Your goal: Identify and copy all lines of the material where the string "React" is found.

━━ Stored data

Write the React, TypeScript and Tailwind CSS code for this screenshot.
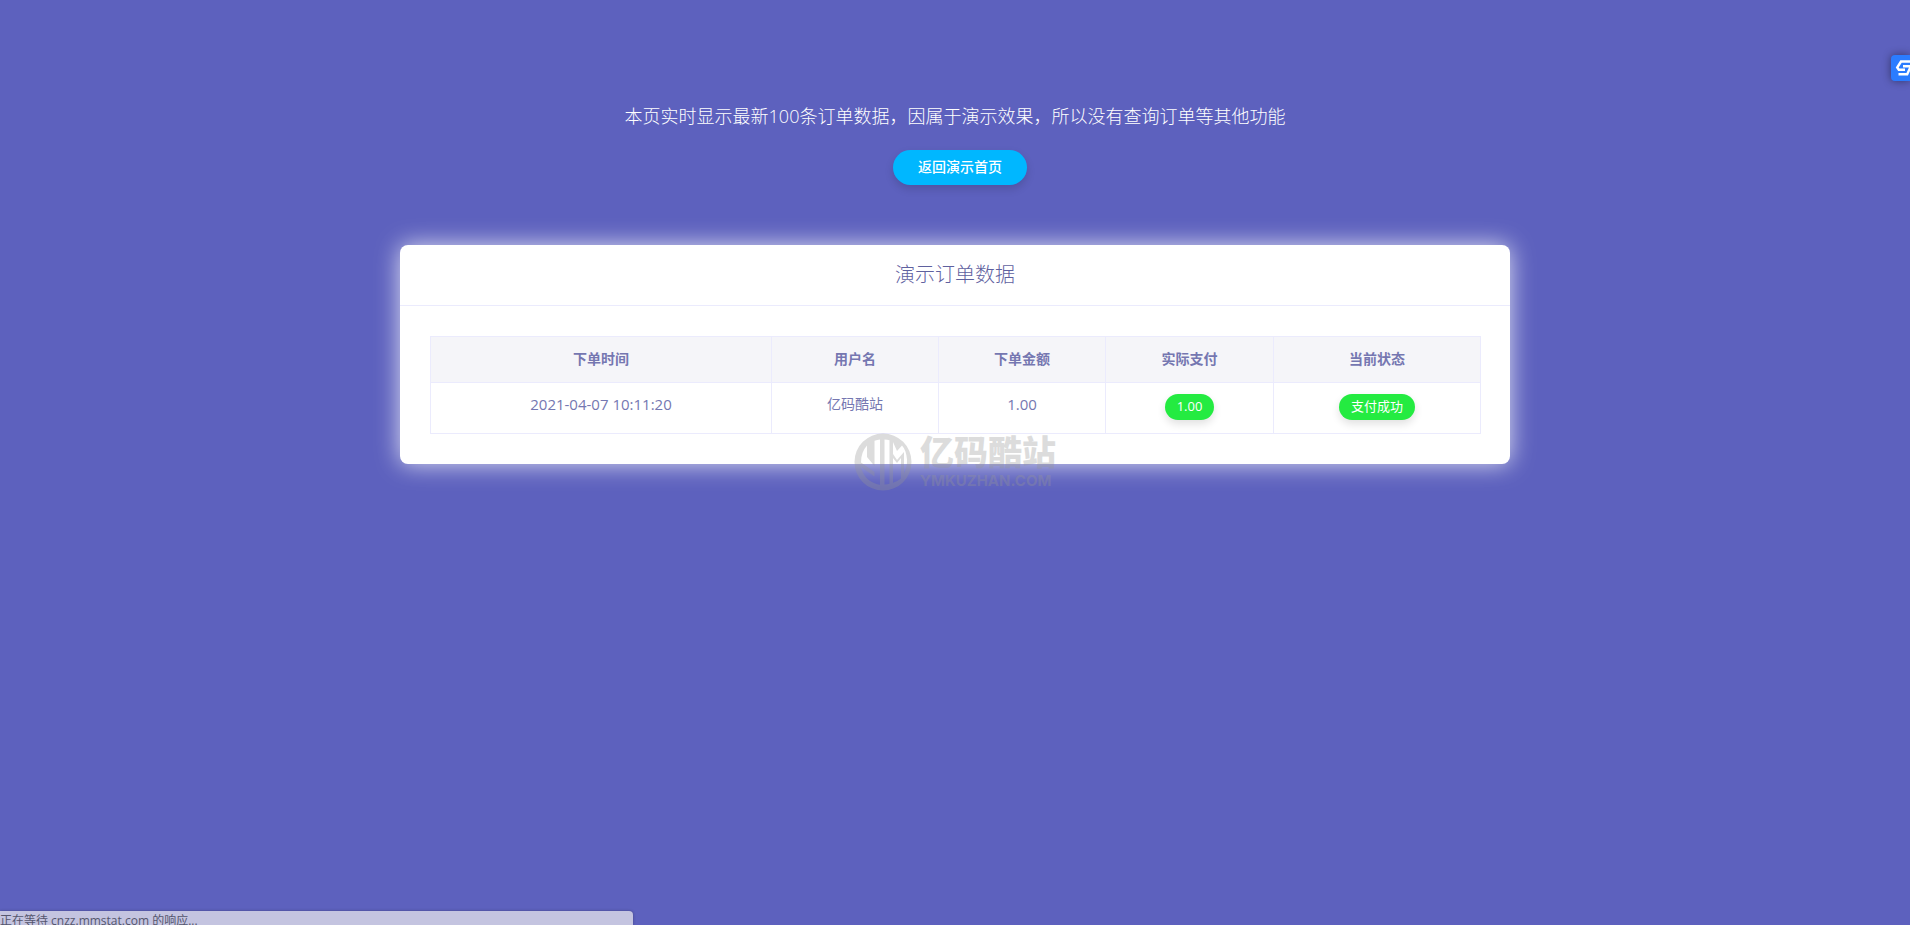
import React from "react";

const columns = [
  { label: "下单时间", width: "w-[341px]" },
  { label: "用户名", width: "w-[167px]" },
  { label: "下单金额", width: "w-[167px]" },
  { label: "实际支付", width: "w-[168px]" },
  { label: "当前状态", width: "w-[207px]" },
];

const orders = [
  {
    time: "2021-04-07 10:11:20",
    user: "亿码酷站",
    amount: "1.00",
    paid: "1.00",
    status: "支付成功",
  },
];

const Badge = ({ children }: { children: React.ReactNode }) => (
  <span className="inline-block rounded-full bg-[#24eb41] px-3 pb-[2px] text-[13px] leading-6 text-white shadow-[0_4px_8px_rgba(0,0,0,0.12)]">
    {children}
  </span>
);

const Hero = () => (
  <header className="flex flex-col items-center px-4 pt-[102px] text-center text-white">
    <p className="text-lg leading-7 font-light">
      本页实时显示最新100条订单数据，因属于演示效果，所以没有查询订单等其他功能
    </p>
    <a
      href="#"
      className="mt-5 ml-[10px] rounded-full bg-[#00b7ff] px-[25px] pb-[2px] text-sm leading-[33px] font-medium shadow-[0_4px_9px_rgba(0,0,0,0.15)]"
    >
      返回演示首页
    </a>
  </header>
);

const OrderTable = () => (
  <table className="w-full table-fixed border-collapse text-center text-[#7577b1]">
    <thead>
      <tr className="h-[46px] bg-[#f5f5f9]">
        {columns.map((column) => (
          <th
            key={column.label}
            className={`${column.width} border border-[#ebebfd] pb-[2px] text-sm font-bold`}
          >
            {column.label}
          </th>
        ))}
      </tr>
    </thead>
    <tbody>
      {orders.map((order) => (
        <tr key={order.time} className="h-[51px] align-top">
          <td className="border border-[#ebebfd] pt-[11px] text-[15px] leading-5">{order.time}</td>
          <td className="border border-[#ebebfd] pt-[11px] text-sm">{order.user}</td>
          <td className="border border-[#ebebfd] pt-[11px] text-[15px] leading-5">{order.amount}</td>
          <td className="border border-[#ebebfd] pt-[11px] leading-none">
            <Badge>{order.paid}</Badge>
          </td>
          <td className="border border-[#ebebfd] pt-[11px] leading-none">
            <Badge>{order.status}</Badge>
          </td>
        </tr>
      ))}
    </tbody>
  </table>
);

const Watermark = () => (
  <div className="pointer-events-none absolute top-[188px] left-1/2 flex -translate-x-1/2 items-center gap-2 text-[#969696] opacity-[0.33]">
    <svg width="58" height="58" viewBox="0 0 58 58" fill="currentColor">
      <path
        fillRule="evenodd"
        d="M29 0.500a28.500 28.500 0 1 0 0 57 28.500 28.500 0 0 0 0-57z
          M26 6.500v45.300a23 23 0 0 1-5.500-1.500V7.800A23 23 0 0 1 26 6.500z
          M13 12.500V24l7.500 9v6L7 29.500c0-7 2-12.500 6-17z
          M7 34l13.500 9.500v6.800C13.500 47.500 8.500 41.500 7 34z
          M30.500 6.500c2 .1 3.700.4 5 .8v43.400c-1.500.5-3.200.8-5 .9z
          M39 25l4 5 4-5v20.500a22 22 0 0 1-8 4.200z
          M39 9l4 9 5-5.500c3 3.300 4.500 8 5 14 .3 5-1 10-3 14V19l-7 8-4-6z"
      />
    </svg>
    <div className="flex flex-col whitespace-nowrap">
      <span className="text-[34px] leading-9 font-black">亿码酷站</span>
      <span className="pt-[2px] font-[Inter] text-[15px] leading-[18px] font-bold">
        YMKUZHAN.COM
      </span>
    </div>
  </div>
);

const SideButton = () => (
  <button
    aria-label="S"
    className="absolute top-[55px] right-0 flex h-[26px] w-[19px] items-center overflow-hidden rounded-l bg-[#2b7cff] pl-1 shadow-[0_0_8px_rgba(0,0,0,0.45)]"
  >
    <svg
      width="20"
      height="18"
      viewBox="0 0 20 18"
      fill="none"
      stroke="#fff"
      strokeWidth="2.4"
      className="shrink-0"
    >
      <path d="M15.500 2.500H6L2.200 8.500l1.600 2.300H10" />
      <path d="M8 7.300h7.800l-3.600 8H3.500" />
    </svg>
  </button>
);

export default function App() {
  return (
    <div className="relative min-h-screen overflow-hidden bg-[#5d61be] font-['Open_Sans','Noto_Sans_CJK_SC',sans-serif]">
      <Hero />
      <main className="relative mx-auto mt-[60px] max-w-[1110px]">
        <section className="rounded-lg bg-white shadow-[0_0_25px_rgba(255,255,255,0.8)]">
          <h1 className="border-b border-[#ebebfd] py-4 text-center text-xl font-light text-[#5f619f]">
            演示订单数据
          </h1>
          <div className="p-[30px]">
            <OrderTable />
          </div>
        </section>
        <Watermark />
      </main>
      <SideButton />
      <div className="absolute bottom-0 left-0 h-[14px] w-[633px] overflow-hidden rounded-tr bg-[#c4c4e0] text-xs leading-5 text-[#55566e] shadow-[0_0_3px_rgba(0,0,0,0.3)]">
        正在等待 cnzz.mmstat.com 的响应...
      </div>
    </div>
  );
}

━━━━

Result of this task:
Write the React, TypeScript and Tailwind CSS code for this screenshot.
import React from "react";
const Badge = ({ children }: { children: React.ReactNode }) => (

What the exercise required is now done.